Verse 43. - The Nethiaims. See note on 1 Chronicles 9:2. Ezra 2:43The Nethinim, i.e., temple-bondsmen, and the servants of Solomon, are reckoned together, thirty-five families of Nethinim and ten of the servants of Solomon being specified. The sum-total of these amounting only to 392, each family could only have averaged from eight to nine individuals. The sons of Akkub, Hagab and Asnah (Ezra 2:45, Ezra 2:46, and Ezra 2:50), are omitted in Nehemiah; the name Shalmai (Ezra 2:46) is in Nehemiah 7:48 written Salmai; and for נפיסים, Ezra 2:50, Nehemiah 7:52 has נפושׁסים, a form combined from נפוּסים and נפישׁים. All other variations relate only to differences of form. Because Ziha (ציהא, Ezra 2:43) again occurs in Nehemiah 11:21 as one of the chiefs of the Nethinim, and the names following seem to stand in the same series with it, Bertheau insists on regarding these names as those of divisions. This cannot, however, be correct; for Ziha is in Nehemiah 11:21 the name of an individual, and in the present list also the proper names are those of individuals, and only the sons of Ziha, Hasupha, etc., can be called families or divisions. Plural words alone, Mehunim and Nephisim, are names of races or nations; hence the sons of the Mehunim signify individuals belonging to the Mehunim, who, perhaps, after the victory of King Uzziah over that people, were as prisoners of war made vassals for the service of the sanctuary. So likewise may the sons of the Nephisim have been prisoners of war of the Ishmaelite race נפישׁ. Most of the families here named may, however, have been descendants of the Gibeonites (Joshua 9:21, Joshua 9:27).

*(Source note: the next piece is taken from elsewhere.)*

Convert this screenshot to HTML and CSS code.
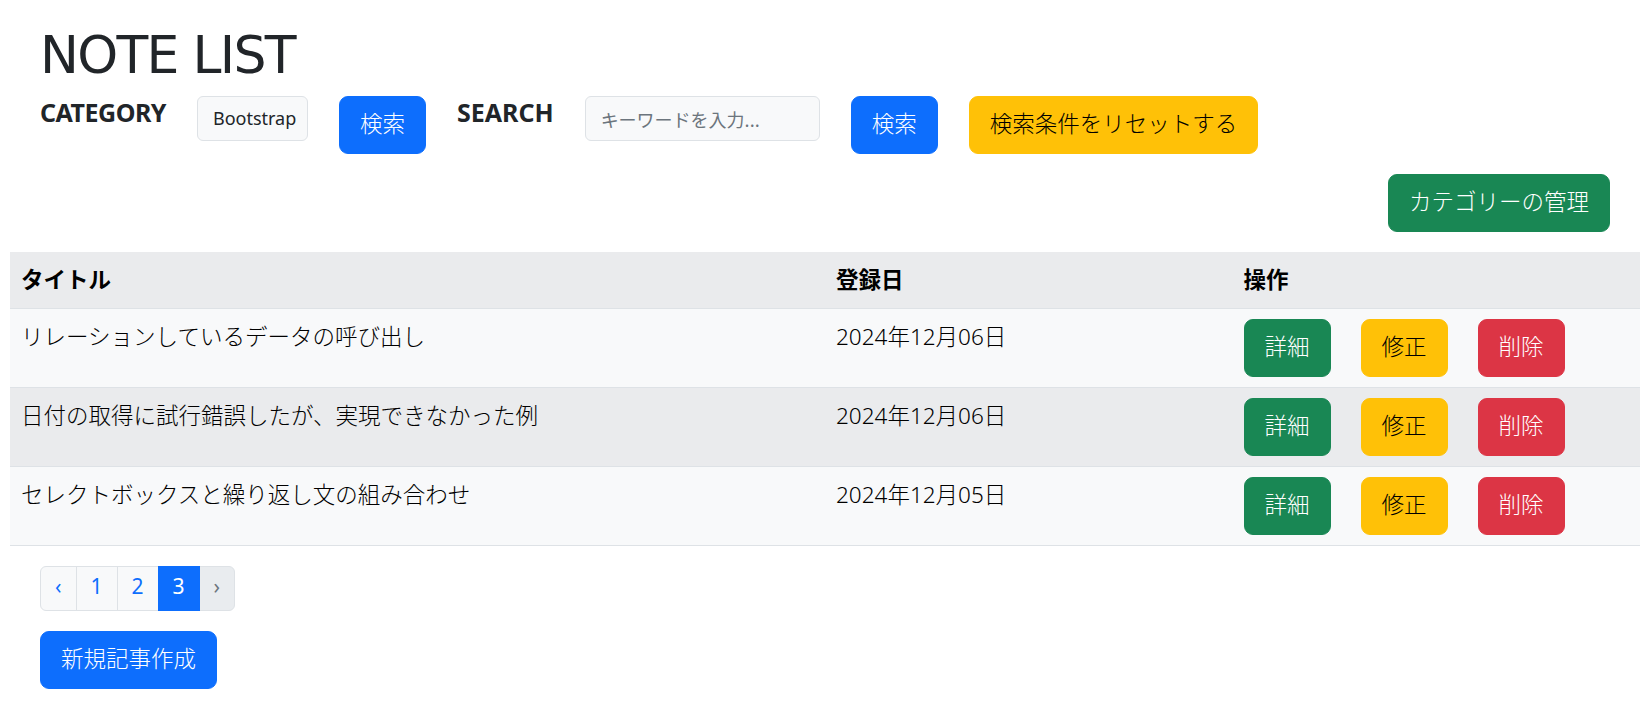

The servants of Solomon must not be identified with the Canaanite bond-servants mentioned 1 Kings 9:20., 2 Chronicles 8:7., but were probably prisoners of war of some other nation, whom Solomon sentenced to perform, as bondsmen, similar services to those imposed upon the Gibeonites. The sons of these servants are again mentioned in Nehemiah 11:3. In other passages they are comprised under the general term Nethinim, with whom they are here computed. Among the names, that of הצּבים פּכרת (Ezra 2:57), i.e., catcher of gazelles, is a singular one; the last name, אמי, is in Nehemiah 7:59 אמון.